Playing in his final game,
captain Ethan Weston fueled the fire of Sun Valley’s tough man-to-man defense
by shutting down Pereira for the entire first quarter. The Cutthroats got
scoring from five different players and led 15-7 at the break.
Weston (8.4 ppg), who had
scored a season-best 14 points against Carey the previous night, got off to a
hot start with two buckets and junior Dylan McIlhenny (10.9 ppg) added 4 points,
2 rebounds, 2 steals and 2 assists in the first quarter alone.
In the second quarter,
however, the Cutthroats squandered a golden opportunity to build a bigger lead.
They grew impatient in their halfcourt offense and didn’t get good shots,
particularly when Weston went to the bench with six minutes left in the half,
carrying two personal fouls.
Bret Watson’s 3-pointer
with three minutes left gave the Cutthroats a 21-12 cushion—but Fitzgerald and
Royal popped from the outside and Pereira nailed two charities cutting Shoshone’s
deficit to 21-18 at half.
The pace picked up in the
third—Josh Sonneland’s fast break basket from McIlhenny lending the
Cutthroats a 27-18 lead. But Shoshone’s Fitzgerald did some ballhawking on the
press and junior Josh Zech made a 3-point play for a 27-27 tie.
Fitzgerald and Royal got
Shoshone the lead in the fourth and it was The Community School’s turn to
battle back, which it did on inside forays by McIlhenny and Hayes. Then,
Fitzgerald’s bank shot on a drive with 25 seconds left put Shoshone ahead to
stay 42-41.
Cutthroat junior Jim
Fairchild (11.7 ppg) was quiet in the second half, but he finished with 7 points
and a game-high 11 rebounds and 6 blocked shots. Weston had 8 points and 5
boards; and McIlhenny a team-high 10 points, 5 boards and 5 assists.
Sonneland added 7 points and
5 rebounds.
The Cutthroats shot a
season-low 3-for-4 from the stripe. In their final two games, a four-point loss
to #1-seeded Carey and the three-point loss to #2 Shoshone, the #3-seeded
Cutthroats were out-shot 39-17 and outscored 24-11 at the free throw line.
For the season the Cutthroats
were 197-348 (57%) from the free throw line. Opponents were 221-381 (58%).

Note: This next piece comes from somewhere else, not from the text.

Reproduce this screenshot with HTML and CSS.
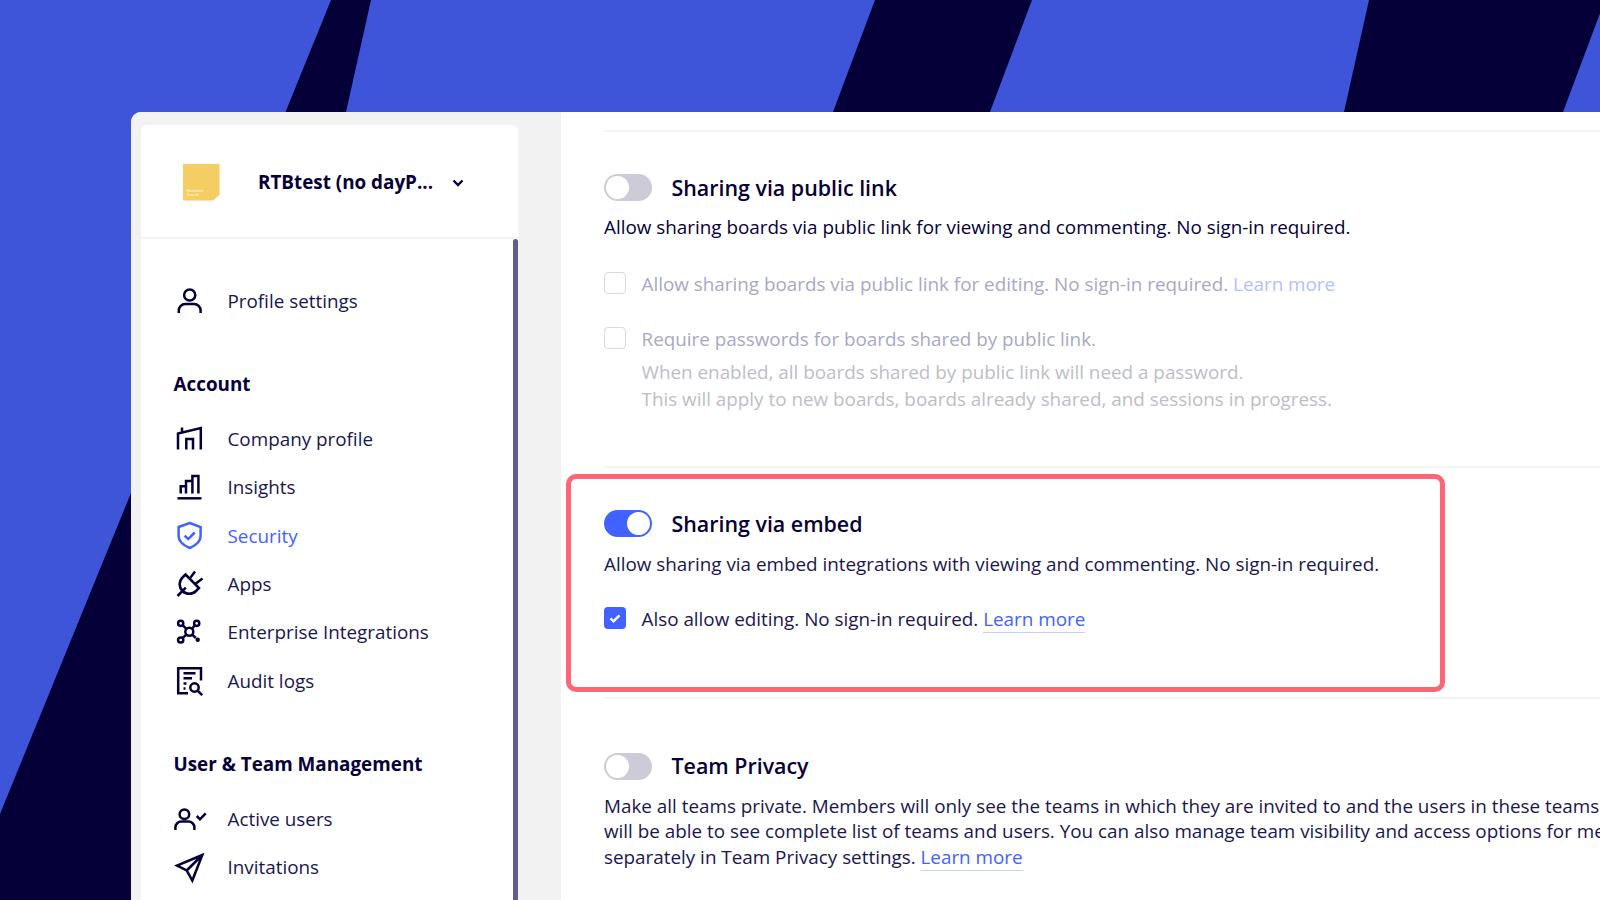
FILE: index.html
```html
<!DOCTYPE html>
<html lang="en">
<head>
<meta charset="utf-8">
<title>Security settings</title>
<link rel="stylesheet" href="styles.css">
</head>
<body>
<svg class="backdrop" viewBox="0 0 1600 900" aria-hidden="true">
  <polygon class="shape" points="331,0 371,0 346,112 285.5,112"/>
  <polygon class="shape" points="875,0 1032,0 990,112 833,112"/>
  <polygon class="shape" points="1369,0 1605,0 1563,112 1344,112"/>
  <polygon class="shape" points="131,493 131,900 0,900 0,814"/>
</svg>
<div class="panel">
  <div class="rail">
    <aside class="sidebar">
      <header class="account">
        <div class="logo"><span class="logo-text">Realtime<br>Board</span></div>
        <span class="account-name">RTBtest (no dayP...</span>
        <svg class="chevron" viewBox="0 0 12 8"><path d="M1.5 1.5 6 6l4.5-4.5"/></svg>
      </header>
      <div class="side-body">
        <nav class="nav">
          <a class="row">
            <svg class="icon" viewBox="0 0 30 30"><circle cx="14.7" cy="9" r="5.6"/><path d="M3.8 27v-2.5a6.5 6.5 0 0 1 6.5-6.5h8.8a6.5 6.5 0 0 1 6.5 6.5V27"/></svg>
            <span>Profile settings</span>
          </a>
          <h3 class="group">Account</h3>
          <a class="row">
            <svg class="icon" viewBox="0 0 30 30"><path d="M3 25.5V9.5L25.8 4V25.5M7 3.5V8.5M11.3 25.5V15H18V25.5"/></svg>
            <span>Company profile</span>
          </a>
          <a class="row">
            <svg class="icon" viewBox="0 0 30 30"><path d="M2.5 26.3H26.5"/><path d="M5.7 21.5V14.2H11M11 21.5V8.9H17.4V21.5M17.4 21.5V4H23.4V21.5"/></svg>
            <span>Insights</span>
          </a>
          <a class="row row-active">
            <svg class="icon" viewBox="0 0 30 30"><path d="M14.7 2 25.6 6V15c0 5.2-4.7 9.4-10.9 12C8.5 24.4 3.6 20.2 3.6 15V6Z"/><path d="M9.6 14.6l3.6 3.5 6.6-6.6"/></svg>
            <span>Security</span>
          </a>
          <a class="row">
            <svg class="icon" viewBox="0 0 30 30"><path d="M10.5 5.5 24 19l-3 3a9.5 9.5 0 0 1-13.5-13.5ZM14.8 9.5 20 2.5M20.2 15 27.5 9.5M10.8 18.6 2.5 27"/></svg>
            <span>Apps</span>
          </a>
          <a class="row">
            <svg class="icon" viewBox="0 0 30 30"><circle cx="14.3" cy="14.7" r="4"/><circle cx="5.7" cy="6.3" r="2.6"/><circle cx="21.7" cy="6.3" r="2.6"/><circle cx="5.7" cy="23" r="2.6"/><circle class="dot" cx="22.7" cy="22.8" r="2.2"/><path d="M7.6 8.2 11.4 11.8M19.9 8.1 17.2 11.8M7.6 21 11.4 17.6M17.2 17.6 20.8 21"/></svg>
            <span>Enterprise Integrations</span>
          </a>
          <a class="row">
            <svg class="icon" viewBox="0 0 30 30"><path d="M26 14.5V2.3H3.2V27.3H13M8.5 7.3H20.5M8.5 12.3H17M8.5 17.5H11.5M8.5 22.5H10.5"/><circle cx="19.5" cy="21.5" r="4.2"/><path d="M22.8 24.8 27.2 29.2"/></svg>
            <span>Audit logs</span>
          </a>
          <h3 class="group">User &amp; Team Management</h3>
          <a class="row">
            <svg class="icon" viewBox="0 0 30 30"><circle cx="9.4" cy="10.3" r="4.8"/><path d="M0.4 26V23.5a6 6 0 0 1 6-6h7a6 6 0 0 1 6 6V26M21.7 12 25 15.3 30.7 9.4"/></svg>
            <span>Active users</span>
          </a>
          <a class="row">
            <svg class="icon" viewBox="0 0 30 30"><path d="M27.3 3 2 13.5 11.7 18.5 17.3 28.5ZM27.3 3 11.7 18.5"/></svg>
            <span>Invitations</span>
          </a>
        </nav>
        <div class="scrollbar"></div>
      </div>
    </aside>
  </div>
  <main class="main">
    <hr class="rule rule-top">
    <section class="setting setting-public">
      <div class="title-row">
        <span class="toggle"><span class="knob"></span></span>
        <h2 class="title">Sharing via public link</h2>
      </div>
      <p class="text">Allow sharing boards via public link for viewing and commenting. No sign-in required.</p>
      <div class="check-row check-first is-disabled">
        <span class="check"></span>
        <span>Allow sharing boards via public link for editing. No sign-in required. <a class="link">Learn more</a></span>
      </div>
      <div class="check-row check-second is-disabled">
        <span class="check"></span>
        <span>Require passwords for boards shared by public link.</span>
      </div>
      <p class="hint">When enabled, all boards shared by public link will need a password.<br>This will apply to new boards, boards already shared, and sessions in progress.</p>
    </section>
    <hr class="rule rule-mid">
    <section class="setting setting-embed">
      <div class="title-row">
        <span class="toggle toggle-on"><span class="knob"></span></span>
        <h2 class="title">Sharing via embed</h2>
      </div>
      <p class="text text-embed">Allow sharing via embed integrations with viewing and commenting. No sign-in required.</p>
      <div class="check-row check-embed">
        <span class="check check-on"><svg viewBox="0 0 22 22"><path d="M6.5 11.3l3 3 6-6"/></svg></span>
        <span>Also allow editing. No sign-in required. <a class="link">Learn more</a></span>
      </div>
    </section>
    <hr class="rule rule-low">
    <section class="setting setting-team">
      <div class="title-row">
        <span class="toggle"><span class="knob"></span></span>
        <h2 class="title">Team Privacy</h2>
      </div>
      <p class="text text-long">Make all teams private. Members will only see the teams in which they are invited to and the users in these teams. Only Company admins<br>will be able to see complete list of teams and users. You can also manage team visibility and access options for members<br>separately in Team Privacy settings. <a class="link">Learn more</a></p>
    </section>
  </main>
</div>
</body>
</html>
```
FILE: styles.css
```css
* { box-sizing: border-box; }
html, body { margin: 0; height: 100%; }
body {
  position: relative;
  height: 900px;
  overflow: hidden;
  background: #3f55d9;
  font-family: "Open Sans", sans-serif;
  color: #050038;
  padding: 112px 0 0 131px;
}
.backdrop { position: absolute; left: 0; top: 0; width: 1600px; height: 900px; }
.shape { fill: #050038; }

.panel {
  position: relative;
  display: flex;
  height: 788px;
  background: #fff;
  border-top-left-radius: 10px;
  overflow: hidden;
}
.rail {
  flex: 0 0 430px;
  padding: 13px 0 0 10px;
  background: #f2f2f2;
}
.sidebar {
  width: 377px;
  height: 100%;
  background: #fff;
  border-radius: 6px 6px 0 0;
  display: flex;
  flex-direction: column;
}
.account {
  flex: 0 0 114px;
  display: flex;
  align-items: center;
  padding: 2px 0 0 41.5px;
  border-bottom: 2px solid #f4f4f4;
}
.logo {
  position: relative;
  flex: 0 0 37px;
  height: 37px;
  background: #f4ce62;
  clip-path: polygon(0 0, 100% 0, 100% 84%, 84% 100%, 0 100%);
  display: flex;
  align-items: flex-end;
  padding: 0 0 3px 4px;
}
.logo-text {
  font-size: 4px;
  line-height: 4.5px;
  font-weight: 600;
  color: #fdf3d6;
}
.account-name {
  margin-left: 38.5px;
  font-size: 18.85px;
  font-weight: 700;
  white-space: nowrap;
}
.chevron {
  width: 12px;
  height: 8px;
  margin: 2px 0 0 19px;
  fill: none;
  stroke: #050038;
  stroke-width: 2.4;
}
.side-body { flex: 1; min-height: 0; display: flex; }
.nav { flex: 1; padding: 37.8px 0 0 32.5px; }
.scrollbar {
  flex: 0 0 5px;
  background: #615f85;
  border-radius: 3px 3px 0 0;
}
.row {
  display: flex;
  align-items: center;
  gap: 22.5px;
  height: 48.4px;
  padding-left: 1.5px;
  font-size: 18.85px;
  color: #1a1650;
}
.icon {
  flex: 0 0 30px;
  width: 30px;
  height: 30px;
  overflow: visible;
  fill: none;
  stroke: #050038;
  stroke-width: 2.5;
}
.dot { fill: #050038; stroke: none; }
.row-active { color: #4262ff; }
.row-active .icon { stroke: #4262ff; }
.group {
  margin: 44.5px 0 17px;
  font-size: 18.85px;
  line-height: 28px;
  font-weight: 700;
}

.main { flex: 1; min-width: 0; padding: 18px 0 0 43px; overflow: hidden; }
.rule { margin: 0; border: 0; height: 2px; background: #f4f4f4; }
.setting-public { margin-top: 42px; }
.rule-mid { margin-top: 53px; }
.setting-embed {
  width: 879px;
  margin: 6px 0 0 -38px;
  padding: 31px 0 55px 33px;
  border: 5px solid #ff6575;
  border-radius: 10px;
}
.rule-low { margin-top: 5px; }
.setting-team { margin-top: 54px; }

.title-row { display: flex; align-items: center; gap: 19.5px; height: 27px; }
.title {
  margin: 0;
  padding-bottom: 1px;
  font-size: 21.4px;
  font-weight: 600;
  white-space: nowrap;
}
.toggle {
  flex: 0 0 48px;
  height: 27px;
  padding: 2px;
  border-radius: 14px;
  background: #cccbd7;
  display: flex;
}
.knob { width: 23px; height: 23px; border-radius: 50%; background: #fff; }
.toggle-on { background: #4262ff; justify-content: flex-end; }
.text {
  margin: 13.8px 0 0;
  font-size: 18.85px;
  line-height: 25.5px;
  color: #1a1650;
  white-space: nowrap;
}
.text-embed { margin-top: 14.8px; }
.setting-public > .text { color: #050038; margin-top: 14.2px; }
.check-row {
  display: flex;
  align-items: center;
  gap: 15.5px;
  height: 25.5px;
  font-size: 18.85px;
  color: #1a1650;
  white-space: nowrap;
}
.check-first { margin-top: 30.3px; }
.check-second { margin-top: 29.5px; }
.check-embed { margin-top: 28.7px; }
.check {
  flex: 0 0 22px;
  height: 22px;
  margin-top: -2px;
  border: 1.5px solid #d9d8e4;
  border-radius: 4px;
  background: #fff;
}
.check-on { border: 0; background: #4262ff; }
.check-on svg {
  display: block;
  width: 22px;
  height: 22px;
  fill: none;
  stroke: #fff;
  stroke-width: 2.4;
}
.link {
  color: #4262ff;
  border-bottom: 1px solid #c6d0ff;
}
.is-disabled { color: #a9a8c4; }
.is-disabled .link { color: #b3c0ff; border-bottom: 0; }
.hint {
  margin: 8px 0 0 37.5px;
  font-size: 18.85px;
  line-height: 27px;
  color: #bdbdc6;
  white-space: nowrap;
}
```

Offensively the Cutthroats
averaged 57.5 ppg and yielded 49.8 ppg. They put together winning streaks of
four, three and five games and finished 8-6 away from home.
The 57.5 ppg scoring average
was the best in school history, exceeding the 56.0 ppg of the school’s only
state tournament team, in 1998. And the 13-9 record was the second-best in 10
years of Cutthroat varsity basketball, trailing only the 15-11 mark of 1998.
Scoring: Hayes 316 points,
Fairchild 257, McIlhenny 228, Weston 134, Luc McCann 100, Sonneland 95, Watson
73, Drew Detwiler 26, Juan Munoz 20, Jonathan Goldberg 9 and Logan Koffler 7.
Hayes drilled 38 of the team’s
78 3-pointers. Other long-distance scorers: McCann 11, McIlhenny 10, Sonneland
6, Weston 5, Watson 5 and Fairchild 3.